PROBLEM STATEMENT:
Copy every line from the data below in which the string "this" can be found.

────────

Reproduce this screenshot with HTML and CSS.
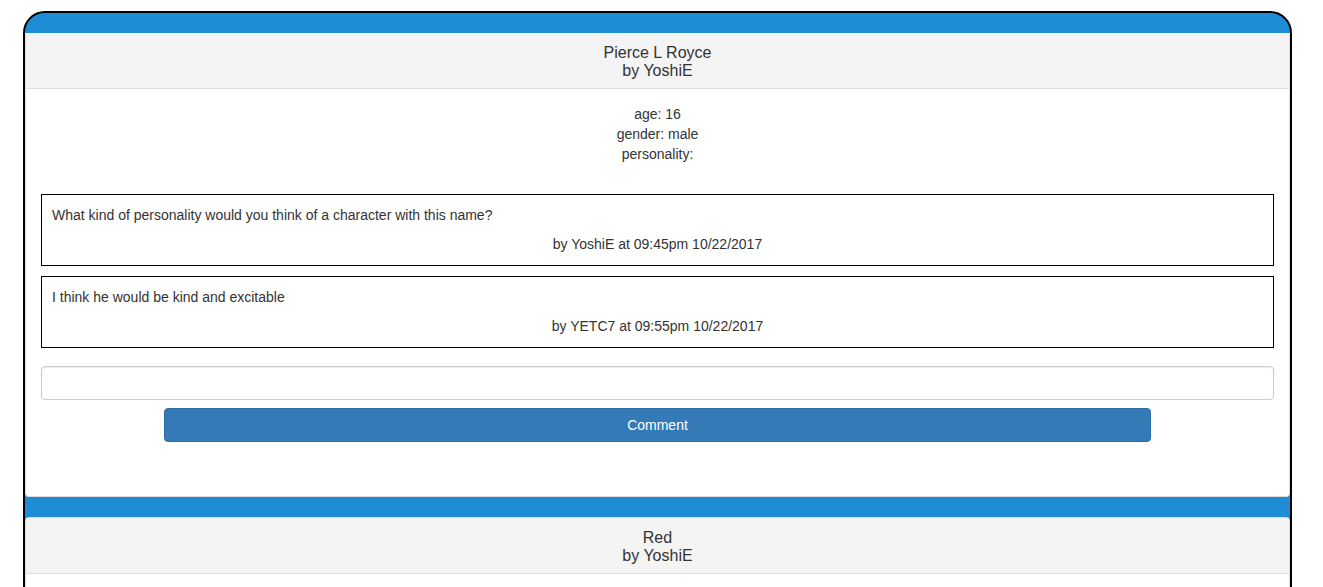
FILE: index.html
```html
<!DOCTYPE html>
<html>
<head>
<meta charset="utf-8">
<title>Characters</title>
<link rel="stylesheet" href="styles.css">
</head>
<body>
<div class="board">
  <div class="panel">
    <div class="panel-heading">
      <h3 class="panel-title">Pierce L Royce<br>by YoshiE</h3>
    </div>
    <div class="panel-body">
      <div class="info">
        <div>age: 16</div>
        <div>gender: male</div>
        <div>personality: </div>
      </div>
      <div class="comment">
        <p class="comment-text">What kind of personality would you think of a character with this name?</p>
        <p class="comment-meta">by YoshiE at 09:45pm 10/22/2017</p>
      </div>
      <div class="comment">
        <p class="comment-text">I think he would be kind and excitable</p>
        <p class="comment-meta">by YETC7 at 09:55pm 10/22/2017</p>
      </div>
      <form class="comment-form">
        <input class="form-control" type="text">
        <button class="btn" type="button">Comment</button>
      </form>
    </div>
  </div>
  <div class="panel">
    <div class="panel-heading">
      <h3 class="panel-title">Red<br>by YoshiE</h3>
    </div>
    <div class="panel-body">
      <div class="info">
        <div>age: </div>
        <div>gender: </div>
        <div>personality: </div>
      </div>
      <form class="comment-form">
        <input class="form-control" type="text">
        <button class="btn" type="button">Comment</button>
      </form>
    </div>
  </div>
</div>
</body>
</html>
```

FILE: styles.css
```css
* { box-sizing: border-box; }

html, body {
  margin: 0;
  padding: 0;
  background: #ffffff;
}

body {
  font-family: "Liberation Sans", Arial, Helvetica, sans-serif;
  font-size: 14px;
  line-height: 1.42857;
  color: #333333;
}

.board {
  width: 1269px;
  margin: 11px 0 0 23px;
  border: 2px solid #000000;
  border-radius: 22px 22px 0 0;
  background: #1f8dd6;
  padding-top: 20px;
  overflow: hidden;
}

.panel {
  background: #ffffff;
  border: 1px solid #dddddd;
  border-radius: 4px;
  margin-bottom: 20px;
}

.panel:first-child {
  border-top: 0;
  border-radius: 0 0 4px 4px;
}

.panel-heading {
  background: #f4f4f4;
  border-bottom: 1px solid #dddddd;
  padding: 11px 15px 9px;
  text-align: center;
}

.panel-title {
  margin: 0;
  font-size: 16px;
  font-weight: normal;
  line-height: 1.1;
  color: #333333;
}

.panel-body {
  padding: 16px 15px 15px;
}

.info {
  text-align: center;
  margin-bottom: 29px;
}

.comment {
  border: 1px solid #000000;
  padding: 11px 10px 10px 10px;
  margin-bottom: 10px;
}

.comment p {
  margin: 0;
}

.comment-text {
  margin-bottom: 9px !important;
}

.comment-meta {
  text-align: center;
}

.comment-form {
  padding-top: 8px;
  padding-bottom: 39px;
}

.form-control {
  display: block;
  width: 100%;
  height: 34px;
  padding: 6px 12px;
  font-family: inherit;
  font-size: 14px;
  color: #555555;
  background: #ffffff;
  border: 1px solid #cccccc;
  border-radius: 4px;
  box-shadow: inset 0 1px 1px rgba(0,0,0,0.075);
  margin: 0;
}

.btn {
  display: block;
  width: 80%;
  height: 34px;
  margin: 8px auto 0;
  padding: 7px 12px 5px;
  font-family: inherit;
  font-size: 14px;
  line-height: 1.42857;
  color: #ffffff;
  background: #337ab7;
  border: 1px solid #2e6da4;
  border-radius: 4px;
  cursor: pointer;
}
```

────────

WRITTEN SOLUTION:
Reproduce this screenshot with HTML and CSS.
        <p class="comment-text">What kind of personality would you think of a character with this name?</p>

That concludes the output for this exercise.